Dlatego tak boleśnie odczuł usunięcie Go z uczelni w roku 1968, gdy poparł
studentów w ich wystąpieniach. Dopiero w roku 1982 uzyskał pew-ne zadośćuczynienie
ze strony Uniwersytetu, otrzymując tytuł doktora honoris causa. Nigdy nie
wykreślił akademickiej przeszłości ze swej pamięci, życząc sobie być pochowanym
w todze profesorskiej.
Pisząc
o profesorze Kemuli nie sposób nie wspomnieć o Jego wszechstronności. Był
nie tylko znakomitym chemikiem, ale również miał wybitne zdolności muzyczne.
Już w czasie studiów we Lwowie zarabiał grając na fortepianie, improwizując
w czasie wyświetlania niemych filmów.

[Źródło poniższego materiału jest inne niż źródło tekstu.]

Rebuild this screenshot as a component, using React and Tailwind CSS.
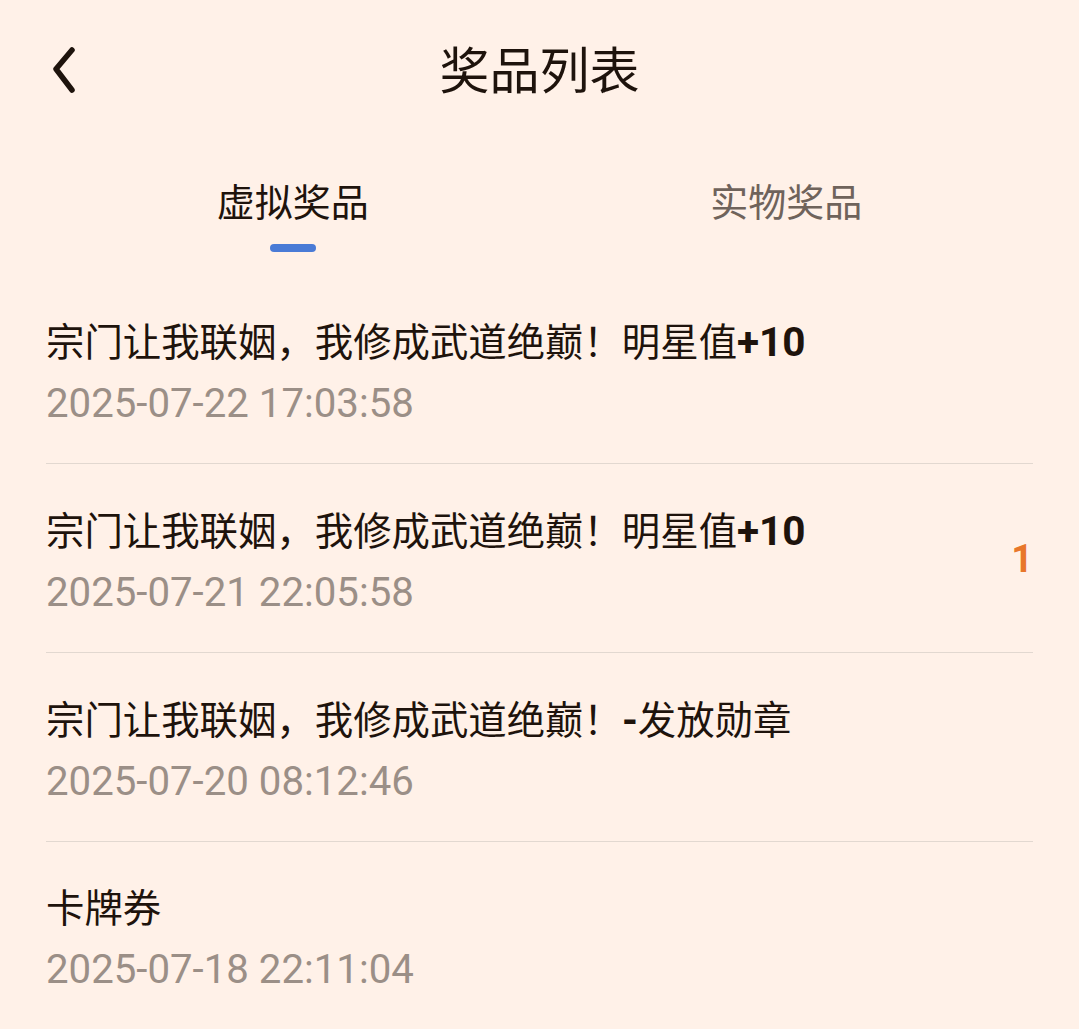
import React, { useState } from "react";

const records = [
  { name: "宗门让我联姻，我修成武道绝巅！明星值", tail: "+10", time: "2025-07-22 17:03:58", count: null },
  { name: "宗门让我联姻，我修成武道绝巅！明星值", tail: "+10", time: "2025-07-21 22:05:58", count: 1 },
  { name: "宗门让我联姻，我修成武道绝巅！", tail: "-", rest: "发放勋章", time: "2025-07-20 08:12:46", count: null },
  { name: "卡牌券", tail: "", time: "2025-07-18 22:11:04", count: null },
];

const tabs = ["虚拟奖品", "实物奖品"];

const App = () => {
  const [active, setActive] = useState(0);

  return (
    <div className="min-h-screen w-full bg-[#fff1e8] font-['Roboto','Noto_Sans_CJK_SC',sans-serif] text-[#1e130c]">
      {/* header */}
      <div className="grid grid-cols-[1fr_auto_1fr] items-center h-[144px] px-[50px]">
        <button className="flex items-center justify-start w-[40px] h-[60px]">
          <svg width="30" height="50" viewBox="0 0 30 50" fill="none">
            <path
              d="M22 3 L6 22 L22 43"
              stroke="#1e130c"
              strokeWidth="5.5"
              strokeLinecap="round"
              strokeLinejoin="round"
            />
          </svg>
        </button>
        <h1 className="text-[50px] leading-[60px] font-normal">奖品列表</h1>
        <div />
      </div>

      {/* tabs */}
      <div className="flex px-[46px] pt-[34px] h-[131px]">
        {tabs.map((t, i) => (
          <button
            key={t}
            onClick={() => setActive(i)}
            className="flex-1 flex flex-col items-center"
          >
            <span
              className={
                i === active
                  ? "text-[38px] leading-[50px] text-[#1e130c]"
                  : "text-[38px] leading-[50px] text-[#6f635b]"
              }
            >
              {t}
            </span>
            {i === active && (
              <span className="mt-[16px] w-[46px] h-[8px] rounded-full bg-[#4a7bd6]" />
            )}
          </button>
        ))}
      </div>

      {/* list */}
      <div className="px-[46px]">
        {records.map((r, i) => (
          <div
            key={i}
            className="flex items-center justify-between pt-[42px] pb-[34px] border-b border-[#e2d8d0]"
          >
            <div className="flex flex-col gap-[11px]">
              <div className="text-[38.4px] leading-[50px] whitespace-nowrap">
                {r.name}
                {r.tail && <span className="font-bold text-[40.5px]">{r.tail}</span>}
                {r.rest}
              </div>
              <div className="text-[40.2px] leading-[50px] text-[#9b8f87]">{r.time}</div>
            </div>
            {r.count !== null && (
              <span className="mb-[6px] text-[38px] font-bold text-[#e8772a]">{r.count}</span>
            )}
          </div>
        ))}
      </div>
    </div>
  );
};

export default App;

W Warszawie natomiast pamiętne były
wieczory, gdy u państwa Kemulów schodzili się przyjaciele, tworząc muzyczny
kwartet. Był profesor członkiem Towarzystwa Bachowskiego w Niemczech. Niemal
charakter symbolu ma fakt, że śmierć Go dosięgła w czasie koncertu z okazji
rocznicy śmierci Szopena, w kościele Świętego Krzyża w Warszawie, na którym
wykonywano Requiem Mozarta. Oprócz zamiłowań muzycznych miał profesor Kemula
rozległą wiedzę humanistyczną z historii i sztuk pięknych. Niezależnie
od tego posiadał wiele umiejętności manualnych – poczynając od szewstwa,
zegarmistrzostwa, a kończąc na tak potrzebnej w chemii umiejętności konstruowania
szklanej aparatury.
Profesor
Kemula urodził się w Izmaile w Besarabii 6 marca 1902 roku. Z domu wyniósł
polski patriotyzm, a wzrastając na styku kultur i narodowości poznawał
obce języki, a może co ważniejsze uczył się tolerancji dla ludzi o innych
poglądach. Te przymioty zachował do końca życia. W swych wystąpieniach
i działaniach zawsze podkreślał osiągnięcia i znaczenie nauki polskiej
i jej pozycji na świecie. Często zwracał uwagę na przydatność badań dla
społeczeństwa i gospodarki kraju. Znajomość ośmiu języków pomagała Mu w
kontaktach naukowych na całym świecie, a poszanowanie postaw i zapatrywań
innych ludzi, nie tylko ułatwiało Mu współistnienie w zawirowaniach historii
XX wieku, ale wzbudzało szacunek tych, których spotykał na swej drodze.
W doborze współpracowników kierował się ich zdolnościami, tolerując inne
od swoich zapatrywania.
Te
omówione w skrócie cechy umysłu i charakteru sprawiają, że możemy wspominać
profesora Kemulę, chlubiąc się tym, że spotkaliśmy Go na swej drodze życiowej.